Atlantis, terre engloutie

Edit
  • [first lines]
  • Narrator: When Columbus discovered America, a series of mysteries arose to confound the scholars of Europe. Here are two continents, completely isolated from each other, yet they simultaneously developed similar cultures. For example, the Mayans measured time on the same principle as the Gregorian calendar of Europe. They used the same signs of the zodiac, the same decimal and mathematical system. They valued silver and gold, using both for jewelry and barter. Another mystery was the banana plant, a native of Asia that cannot be grown from seed, yet Columbus found it thriving in the New World. Elephants at that time did not exist in the Americas, yet their likenesses were cleaved on the walls of prehistoric caves in Peru. The pyramids in Mexico and in Egypt were built on identical architectural principles. Then there was the striking resemblance of a witch of Spain, and the witch depicted in the New World. But the most significant of all, Mayan and Aztec legends shared with Greek and Hebrew and Assyrian literature an account of a terrible deluge, a deluge many believe had destroyed the link, the mother empire, that had spread her civilization to both sides of the Atlantic. The Greek scholar Plato recorded this theory first, over two thousand years ago. There was once another continent: Atlantis: The Lost Continent.
  • Demetrios: Remove the wedge.
  • Black slave: Hurry, hurry!
  • Demetrios: Set the bit deeper.
  • Black slave: Hurry, hurry!
  • Black slave: Volcano awake!
  • Slaves: Hurry, hurry!
  • Black slave: Destroy the crystal!
  • Slaves: Hurry, hurry!
  • Black slave: Before the full moon!
  • Slaves: Hurry, hurry!
  • Black slave: Before Zaren sails!
  • Slaves: Hurry, hurry!
  • Black slave: Come up lava!
  • Slaves: Soon, soon!
  • Black slave: Crystal be damned!
  • Slaves: Damned, damned!
  • Black slave: Zaren shall not conquer!
  • Slaves: No, no!
  • Black slave: Hurry, hurry!
  • Slaves: Hurry, hurry, hurry...
  • Black slave: [chanting] Volcano awake!
  • Slaves: Hurry, hurry!
  • Black slave: Come up, lava!
  • Slaves: Hurry, hurry!
  • Black slave: Our days are numbered!
  • Slaves: Hurry, hurry!
  • Black slave: Destroy the crystal!
  • Slaves: Hurry, hurry!
  • Black slave: Before the full moon!
  • Slaves: Hurry, hurry!
  • [break while Xandros looks outside]
  • Black slave: Come up, lava!
  • Slaves: Now, now!
  • Black slave: Crystal be damned!
  • Slaves: Damned - !
  • Azor the High Priest: Empty!
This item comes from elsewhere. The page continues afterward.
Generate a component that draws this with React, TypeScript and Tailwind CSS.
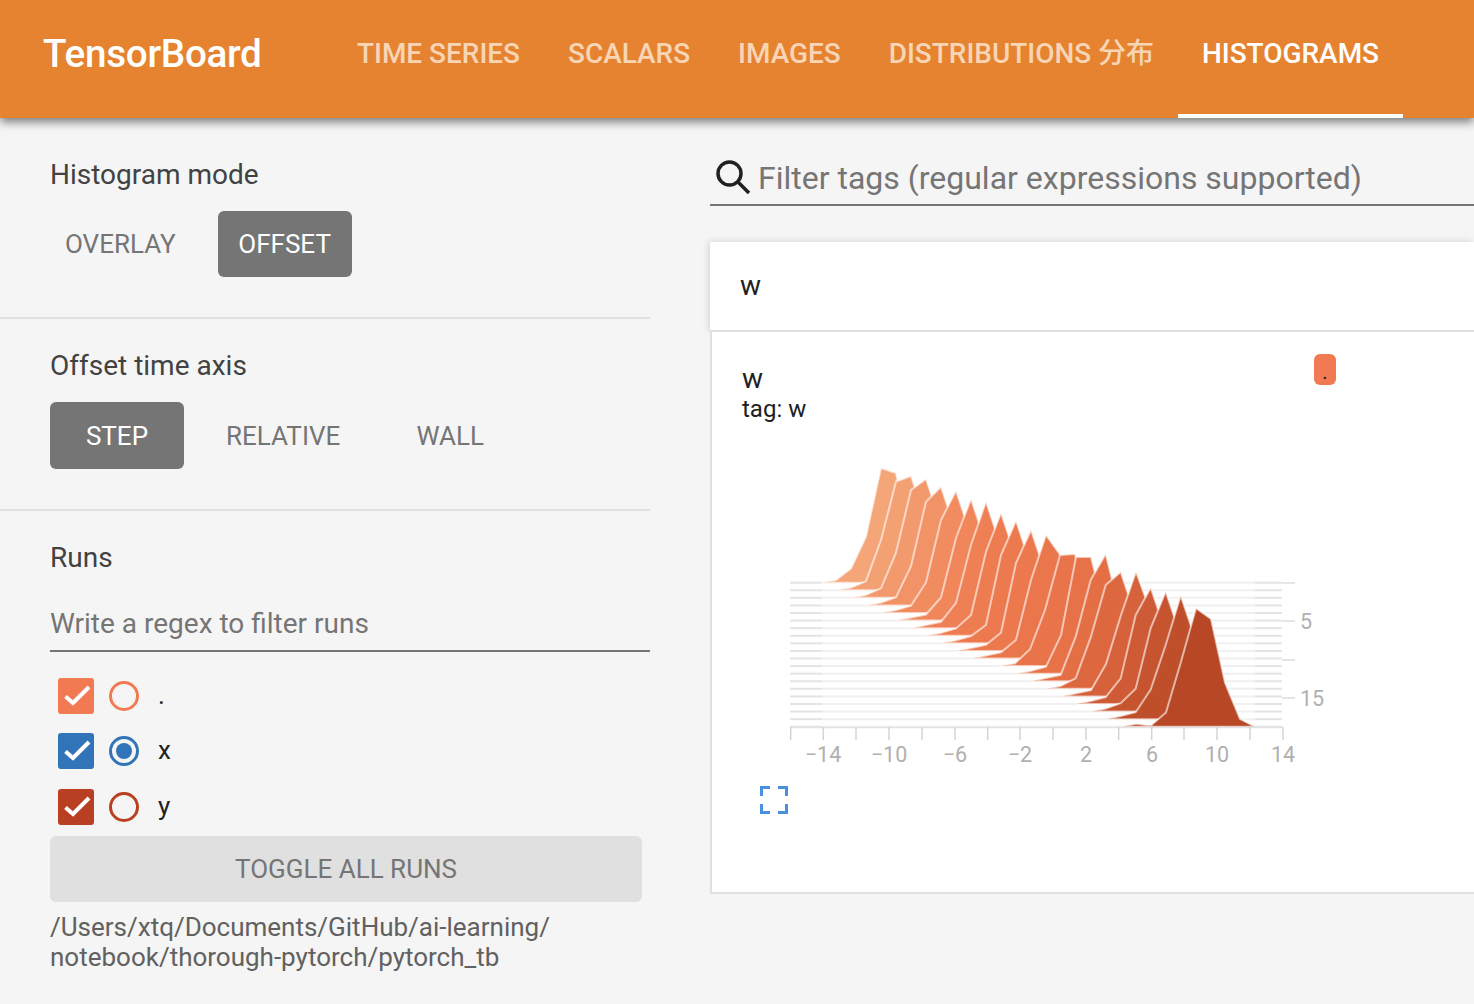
import React from "react";

const FONT = "font-['Roboto','Noto_Sans_CJK_SC',sans-serif]";

const tabs = ["TIME SERIES", "SCALARS", "IMAGES", "DISTRIBUTIONS 分布", "HISTOGRAMS"];

// [peak x, y one bin before the peak, peak y, y one bin after, height ratio two bins before, three bins before]
const slices: number[][] = [
  [896, 468, 473, 548, 0.42, 0.13],
  [911, 481.6, 476, 521, 0.44, 0.08],
  [926, 490, 479, 524, 0.38, 0.08],
  [941, 501.7, 486.7, 532, 0.33, 0.07],
  [956, 520, 490.7, 536, 0.25, 0.06],
  [971, 538, 499, 544, 0.19, 0.05],
  [986, 545, 501.7, 547, 0.2, 0.05],
  [1001, 551.7, 513, 558, 0.17, 0.06],
  [1016, 555, 520.7, 566, 0.15, 0.06],
  [1031, 563, 530, 575, 0.15, 0.05],
  [1046, 580, 535, 556, 0.15, 0.05],
  [1075, 555, 554, 613, 0.5, 0.15],
  [1091, 557, 557, 617, 0.33, 0.06],
  [1105.7, 580, 554, 615, 0.35, 0.05],
  [1120.7, 585, 572, 617, 0.44, 0.09],
  [1136, 615, 571.7, 613, 0.26, 0.05],
  [1150.7, 615, 587.7, 632, 0.22, 0.06],
  [1165.7, 628, 591.7, 636, 0.19, 0.07],
  [1180.7, 645, 595.7, 640, 0.24, 0.056],
  [1196, 661.7, 608.3, 619, 0.12, 0.01],
];

const xTicks = [790.7, 823.3, 856, 889, 922, 955, 987.7, 1020, 1053, 1086, 1118.7, 1151.7, 1184, 1217, 1250, 1283];
const xLabels = [
  ["−14", 823],
  ["−10", 889],
  ["−6", 955],
  ["−2", 1020],
  ["2", 1086],
  ["6", 1152],
  ["10", 1217],
  ["14", 1283],
] as const;

const stops = [
  [244, 166, 121],
  [239, 125, 82],
  [231, 113, 70],
  [183, 71, 37],
];

function sliceColor(i: number) {
  const t = (i / 19) * 3;
  const k = Math.min(2, Math.floor(t));
  const f = t - k;
  const c = stops[k].map((v, n) => Math.round(v + (stops[k + 1][n] - v) * f));
  return `rgb(${c[0]},${c[1]},${c[2]})`;
}

function slicePoints(row: number[], i: number) {
  const [p, prev, peak, next, a2, a3] = row;
  const base = 582.7 + 7.58 * i;
  const h = base - peak;
  const left: number[][] = [
    [p - 75, base],
    [p - 60, base - 0.025 * h],
    [p - 45, base - a3 * h],
    [p - 30, base - a2 * h],
    [p - 15, prev],
    [p, peak],
    [p + 15, next],
  ];
  const right =
    i === 19
      ? [
          [p + 29, base - 44],
          [p + 44, base - 7.6],
          [p + 59, base],
        ]
      : [
          [p + 30, base - 0.25 * h],
          [p + 45, base - 0.05 * h],
          [p + 60, base],
        ];
  return [...left, ...right].map((q) => q.join(",")).join(" ");
}

function HistogramChart() {
  return (
    <svg width="560" height="330" viewBox="770 450 560 330" className="block">
      {slices.map((row, i) => {
        const y = 582.7 + 7.58 * i;
        return (
          <g key={i}>
            <line x1="790" x2="822" y1={y} y2={y} stroke="#e4e4e4" strokeWidth="2" />
            <line x1="822" x2="1255" y1={y} y2={y} stroke="#f0f0f0" strokeWidth="2" />
            <line x1="1255" x2="1282" y1={y} y2={y} stroke="#e4e4e4" strokeWidth="2" />
            <polygon points={slicePoints(row, i)} fill={sliceColor(i)} stroke="#ffffff" strokeOpacity="0.6" strokeWidth="2" />
          </g>
        );
      })}
      <line x1="790" x2="1283" y1="727.5" y2="727.5" stroke="#e3e3e3" strokeWidth="1.5" />
      {xTicks.map((x) => (
        <line key={x} x1={x} x2={x} y1="727" y2="740" stroke="#d4d4d4" strokeWidth="1.5" />
      ))}
      {xLabels.map(([t, x]) => (
        <text key={t} x={x} y="762" textAnchor="middle" fontSize="21.5" fill="#b0b0b0" fontFamily="Roboto, sans-serif">
          {t}
        </text>
      ))}
      {[583, 621, 660, 698].map((y) => (
        <line key={y} x1="1282" x2="1295" y1={y} y2={y} stroke="#dcdcdc" strokeWidth="1.5" />
      ))}
      <text x="1300" y="629" fontSize="21.5" fill="#b0b0b0" fontFamily="Roboto, sans-serif">5</text>
      <text x="1300" y="706" fontSize="21.5" fill="#b0b0b0" fontFamily="Roboto, sans-serif">15</text>
    </svg>
  );
}

function RunRow({ label, color, selected }: { label: string; color: string; selected?: boolean }) {
  return (
    <div className="flex h-[55.5px] items-center pl-2">
      <div className="flex h-9 w-9 items-center justify-center rounded-[3px]" style={{ backgroundColor: color }}>
        <svg width="30" height="24" viewBox="0 0 30 24" fill="none">
          <path d="M4.5 12.5l7.5 6.5L28 3" stroke="#fff" strokeWidth="4" />
        </svg>
      </div>
      <div
        className="ml-[15px] flex h-[30px] w-[30px] items-center justify-center rounded-full border-[3px]"
        style={{ borderColor: color }}
      >
        {selected && <div className="h-4 w-4 rounded-full" style={{ backgroundColor: color }} />}
      </div>
      <span className="mb-[2px] ml-[19px] text-[26px] leading-[30px] text-[#212121]">{label}</span>
    </div>
  );
}

export default function App() {
  return (
    <div className={`${FONT} h-[1004px] w-full overflow-hidden bg-[#f5f5f5]`}>
      <header className="relative z-10 flex h-[118px] bg-[#e68330] shadow-[0_4px_9px_rgba(0,0,0,0.5)]">
        <div className="mb-[10px] ml-[43px] w-[290px] self-center text-[38.7px] font-medium leading-[44px] tracking-[-0.3px] text-white">
          TensorBoard
        </div>
        <nav className="flex">
          {tabs.map((t) => (
            <div
              key={t}
              className={`flex items-center px-6 text-[27.95px] font-medium ${
                t === "HISTOGRAMS" ? "border-b-4 border-white pb-[6px] text-white" : "pb-[10px] text-[#f8d5b5]"
              }`}
            >
              {t}
            </div>
          ))}
        </nav>
      </header>

      <div className="flex">
        <aside className="w-[650px] shrink-0 text-[#424242]">
          <section className="h-[201px] border-b-2 border-[#e0e0e0] px-[50px] pt-[39px]">
            <h3 className="text-[28px] font-normal leading-9">Histogram mode</h3>
            <div className="mt-[18px] -ml-[6px] flex gap-[21px] text-[26px] text-[#757575]">
              <button className="h-[66px] rounded-md px-[21px]">OVERLAY</button>
              <button className="h-[66px] min-w-[134px] rounded-md bg-[#757575] text-white">OFFSET</button>
            </div>
          </section>
          <section className="h-[192px] border-b-2 border-[#e0e0e0] px-[50px] pt-[29px]">
            <h3 className="text-[28px] font-normal leading-9">Offset time axis</h3>
            <div className="mt-[18px] flex gap-[21px] text-[26px] text-[#757575]">
              <button className="h-[67px] min-w-[134px] rounded-md bg-[#757575] pt-[2px] text-white">STEP</button>
              <button className="h-[67px] rounded-md px-[21px] pt-[2px]">RELATIVE</button>
              <button className="h-[67px] min-w-[136px] rounded-md pt-[2px]">WALL</button>
            </div>
          </section>
          <section className="pl-[50px] pt-[29px]">
            <h3 className="text-[28px] font-normal leading-9">Runs</h3>
            <div className="mt-[30px] h-[46px] border-b-2 border-[#757575] text-[28px] leading-9 text-[#757575]">
              Write a regex to filter runs
            </div>
            <div className="mt-[16px]">
              <RunRow label="." color="#f27a52" />
              <RunRow label="x" color="#3274b8" selected />
              <RunRow label="y" color="#b93f22" />
            </div>
            <button className="mt-[1px] h-[66px] w-[592px] rounded-md bg-[#e0e0e0] pt-[2px] text-[26px] text-[#757575]">
              TOGGLE ALL RUNS
            </button>
            <p className="mt-[10px] w-[540px] text-[26px] leading-[30px] text-[#616161]">
              /Users/xtq/Documents/GitHub/ai-learning/
              <br />
              notebook/thorough-pytorch/pytorch_tb
            </p>
          </section>
        </aside>

        <main className="ml-[60px] min-w-0 flex-1">
          <div className="mt-[22px] flex h-[66px] items-center border-b-2 border-[#757575] pl-[5px] pt-[10px]">
            <svg width="36" height="36" viewBox="0 0 36 36" fill="none" className="shrink-0">
              <circle cx="14.5" cy="14.5" r="11.5" stroke="#212121" strokeWidth="3.5" />
              <path d="M23 23L34 34" stroke="#212121" strokeWidth="3.5" />
            </svg>
            <span className="ml-[7px] mt-[2px] whitespace-nowrap text-[32px] leading-10 text-[#757575]">
              Filter tags (regular expressions supported)
            </span>
          </div>

          <div className="mt-9 flex h-[90px] items-center border-b-2 border-[#e0e0e0] bg-white pl-[30px] text-[28px] text-[#212121] shadow-[-2px_-1px_6px_rgba(0,0,0,0.12)]">
            w
          </div>

          <div className="relative h-[562px] border-b-2 border-l-2 border-[#e0e0e0] bg-white">
            <div className="pl-[30px] pt-[31px] text-[#212121]">
              <div className="text-[28px] leading-[32px]">w</div>
              <div className="text-[24px] leading-[28px]">tag: w</div>
            </div>
            <div className="absolute left-[602px] top-[22px] flex h-[31px] w-[22px] items-center justify-center rounded-md bg-[#f27a52] pt-1 text-[20px] leading-none text-[#212121]">
              .
            </div>
            <div className="ml-[58px] mt-[27px]">
              <HistogramChart />
            </div>
            <svg width="28" height="28" viewBox="0 0 28 28" fill="none" className="absolute left-[48px] top-[454px]">
              <path d="M1.5 10V1.5H10M18 1.5H26.5V10M26.5 18V26.5H18M10 26.5H1.5V18" stroke="#4a90e2" strokeWidth="3" />
            </svg>
          </div>
        </main>
      </div>
    </div>
  );
}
Just as all the others. The bees have deserted us.
  • Demetrios: Strange.
  • Azor the High Priest: Each morning of my life I have awakened to the singing of birds. Now only silence greets the day. Perhaps it is instinct, call it what you will, but they *sense* something, something evil. A strange breeze now rises with every outgoing tide, blowing dead leaves out toward the open sea. The humblest insects seem to know it carries them, not to destruction, but to survival. Even the seeds forsake their mother soil. All nature senses that the end is near. Man alone turns deaf ears to nature's warnings.
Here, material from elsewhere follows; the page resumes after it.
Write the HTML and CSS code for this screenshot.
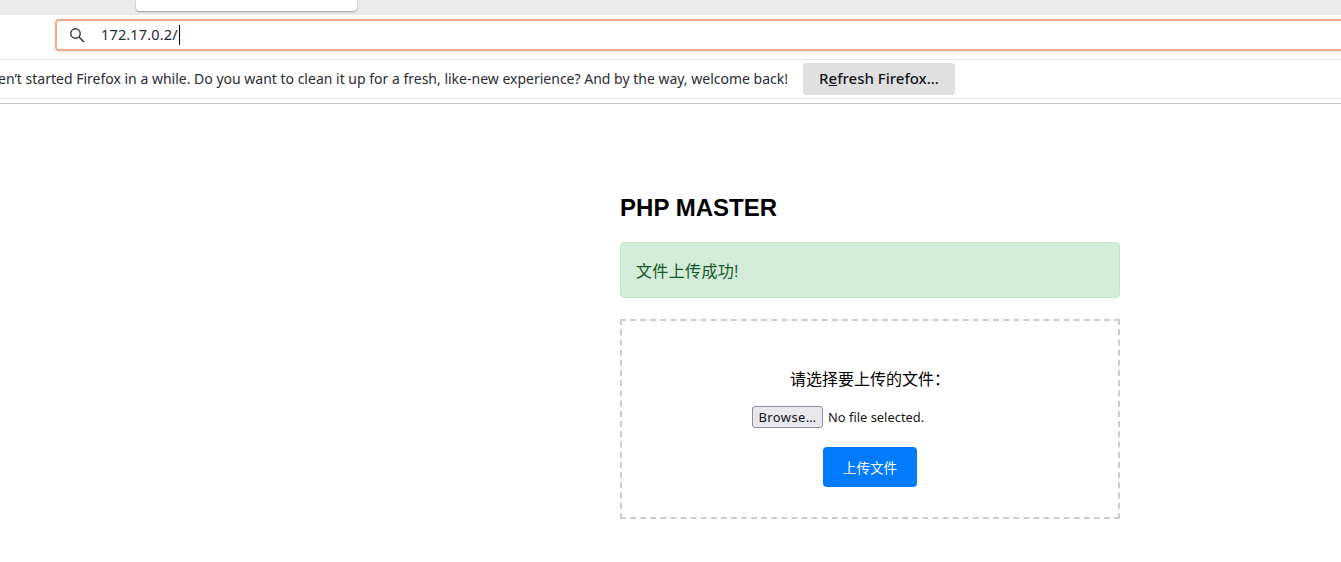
FILE: index.html
```html
<!DOCTYPE html>
<html lang="zh">
<head>
<meta charset="utf-8">
<title>PHP MASTER</title>
<link rel="stylesheet" href="styles.css">
</head>
<body>
<header class="chrome">
  <div class="tabstrip"><div class="tab-popup"></div></div>
  <div class="toolbar">
    <div class="urlbar">
      <svg class="search-icon" width="16" height="16" viewBox="0 0 16 16" aria-hidden="true"><circle cx="6.5" cy="6.5" r="4.7" fill="none" stroke="#333" stroke-width="1.4"/><path d="M10 10l5 5" stroke="#333" stroke-width="1.5" fill="none"/></svg>
      <span class="url">172.17.0.2/</span><span class="caret"></span>
    </div>
  </div>
  <div class="notice">
    <span class="notice-text">It looks like you haven’t started Firefox in a while. Do you want to clean it up for a fresh, like-new experience? And by the way, welcome back!</span>
    <button class="notice-btn" type="button">R<u>e</u>fresh Firefox…</button>
  </div>
</header>
<main class="page">
  <div class="container">
    <h1 class="title">PHP MASTER</h1>
    <div class="alert">文件上传成功!</div>
    <form class="upload">
      <label class="upload-label" for="file">请选择要上传的文件：</label>
      <div class="file-row">
        <button class="browse" type="button" id="file">Browse…</button>
        <span class="file-name">No file selected.</span>
      </div>
      <button class="submit" type="button">上传文件</button>
    </form>
  </div>
</main>
</body>
</html>
```
FILE: styles.css
```css
* { box-sizing: border-box; }
html, body { margin: 0; height: 562px; overflow: hidden; background: #fff; }
body { font-family: "Liberation Sans", "Noto Sans CJK SC", sans-serif; color: #000; }

.chrome { font-family: "Noto Sans", "Noto Sans CJK SC", sans-serif; }
.tabstrip { height: 15px; background: #ebebeb; padding-left: 136px; }
.tab-popup { width: 221px; height: 11px; background: #fff; border-radius: 0 0 4px 4px; box-shadow: 0 1px 2px rgba(0,0,0,.35); }

.toolbar { height: 45px; padding: 4px 0 0 55px; border-bottom: 1px solid #e8e8e8; overflow: hidden; }
.urlbar { width: 1320px; height: 32px; display: flex; align-items: center; padding-left: 12px; background: #fff; border: 2px solid #f5a88a; border-radius: 4px; box-shadow: 0 1px 3px rgba(0,0,0,.12); }
.search-icon { flex: none; margin-top: -1px; }
.url { margin-left: 16px; margin-top: -2px; font-size: 14.5px; letter-spacing: .15px; color: #1c2a3a; }
.caret { width: 1px; height: 20px; margin-left: 1px; margin-top: -1px; background: #000; }

.notice { height: 39px; display: flex; justify-content: flex-end; align-items: center; gap: 15px; padding-right: 386px; border-bottom: 1px solid #e4e4e4; overflow: hidden; }
.notice-text { flex: none; white-space: nowrap; margin-top: -2px; font-size: 14px; color: #2b2b33; }
.notice-btn { flex: none; width: 152px; height: 32px; padding: 0 0 2px; border: 0; border-radius: 3px; background: #e0e0e0; font: 500 15px "Noto Sans", sans-serif; color: #15141a; }

.page { margin-top: 4px; border-top: 1px solid #c8c8c8; padding: 89px 0 0 620px; }
.container { width: 500px; }
.title { margin: 0 0 20px; font-size: 24px; line-height: 29px; font-weight: 700; letter-spacing: .03px; color: #000; }
.alert { height: 56px; padding: 0 15px; display: flex; align-items: center; font-size: 16px; letter-spacing: .35px; color: #155724; background: #d4edda; border: 1px solid #c3e6cb; border-radius: 4px; }

.upload { margin-top: 21px; height: 200px; border: 2px dashed #ccc; display: flex; flex-direction: column; align-items: center; padding-top: 48px; }
.upload-label { font-size: 16px; line-height: 22px; }
.file-row { margin-top: 15px; width: 236px; display: flex; align-items: center; gap: 5px; font-family: "Noto Sans", sans-serif; font-size: 12.9px; color: #15141a; }
.browse { width: 71px; height: 22px; padding: 0; border: 1px solid #8f8f9d; border-radius: 3px; background: #e9e9ed; font: 13px "Noto Sans", sans-serif; letter-spacing: .4px; color: #15141a; }
.submit { margin-top: 19px; width: 94px; height: 40px; border: 0; border-radius: 4px; background: #007bff; color: #fff; font: 13.6px "Liberation Sans", "Noto Sans CJK SC", sans-serif; }
```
  • Princess Antillia: Do not touch me. You smell of fish.
  • Petros, Demetrios' Father: We should. We are fishermen.
  • Petros, Demetrios' Father: Now, listen, and listen well, Princess. In our land, we have no kings, no king's daughters, no slaves. We are all free men, treating one another as we would be treated ourselves. My son and I rescued you from the sea, delivered you to safety. Our humble best you shared, yet we receive insults in return. If our home is a hovel, our weave too course, our food tempts you not, royal princess, bestow the honor of your presence on someone else.
  • [last lines]
  • Narrator: Atlantis is gone. But free men, *wiser* men, carried the culture from the mother empire to the four corners of the earth.
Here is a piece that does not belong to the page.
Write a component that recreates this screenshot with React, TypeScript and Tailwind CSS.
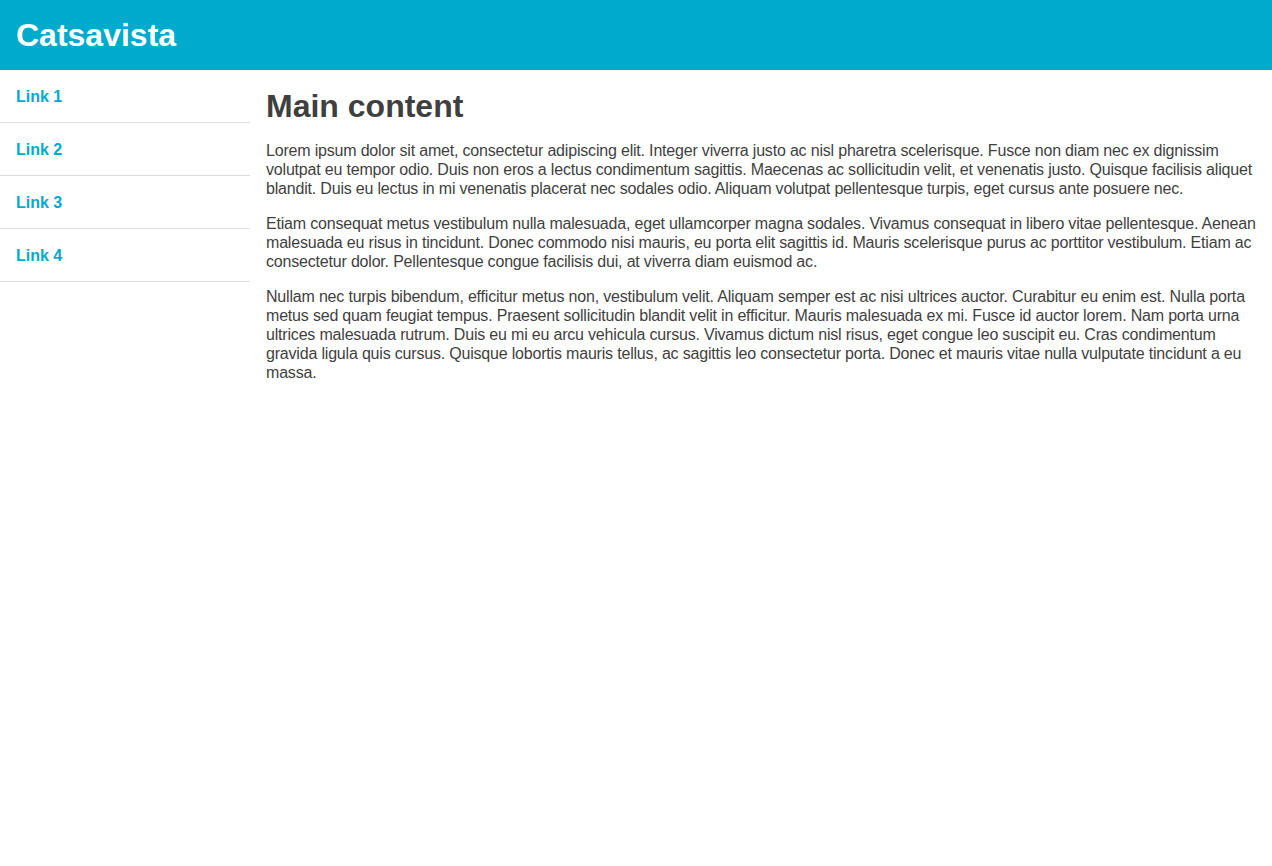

  • Princess Antillia: I'm going home. And no law will hinder me.
  • Demetrios: The end has come.
  • Petros, Demetrios' Father: Our fare is simple. Come. Break bread with us and tell us your story.
  • Princess Antillia: Your food tempts me not.
  • Petros, Demetrios' Father: As you wish, my little mermaid.
  • Princess Antillia: Your trusted Zaren has lied to us. He has put the man who saved my life in chains. I want him punished.
  • King Kronas: But it was I who gave the order to enslave the Greek.
  • Princess Antillia: You?
  • Zaren: His majesty had no alternative.
  • Princess Antillia: By what right do you speak for your king? What does he mean?
  • King Kronas: The law.
  • Zaren: The law compels us to enslave foreigners. And you, my princess, raised in the shadow of the throne, must certainly respect the law.
  • Princess Antillia: Where is this miserable hovel, and why do I wear the garb of slaves?
  • Demetrios: With a ship like this, I would be the greatest fisherman in Greece.
  • Zaren: You have no ships that sail under the sea?
  • Princess Antillia: You may help me now.
  • Petros, Demetrios' Father: You may help yourself. Come, Demetrios. There are fish to be caught.
  • Sonoy the Astrologer: When were you born? What stars control your destiny?
  • Demetrios: The stars are for but guiding seamen across the seas.
  • Zaren: [laughs] A man who speaks with the voice of a true seaman.
  • King Kronas: I wish I could help, my child. I wish...
  • Zaren: The law must be obeyed.
  • Princess Antillia: Again you presume to speak for your king. One would think you wear his crown!
  • [the king remains silent]
  • Princess Antillia: Indeed, you do.
  • Princess Antillia: What troubles you, Azor?
  • Azor the High Priest: The doves, look at them. In the past, they always circled the Colosseum and then returned to their cages. Now the whole flock is winging out toward the open sea.
  • Sonoy the Astrologer: I would never trust this Greek. He lies with every breath.
  • Zaren: Dwell with your stars, Sonoy, and let matters of importance rest in my hands. I trust men who put wealth above honor.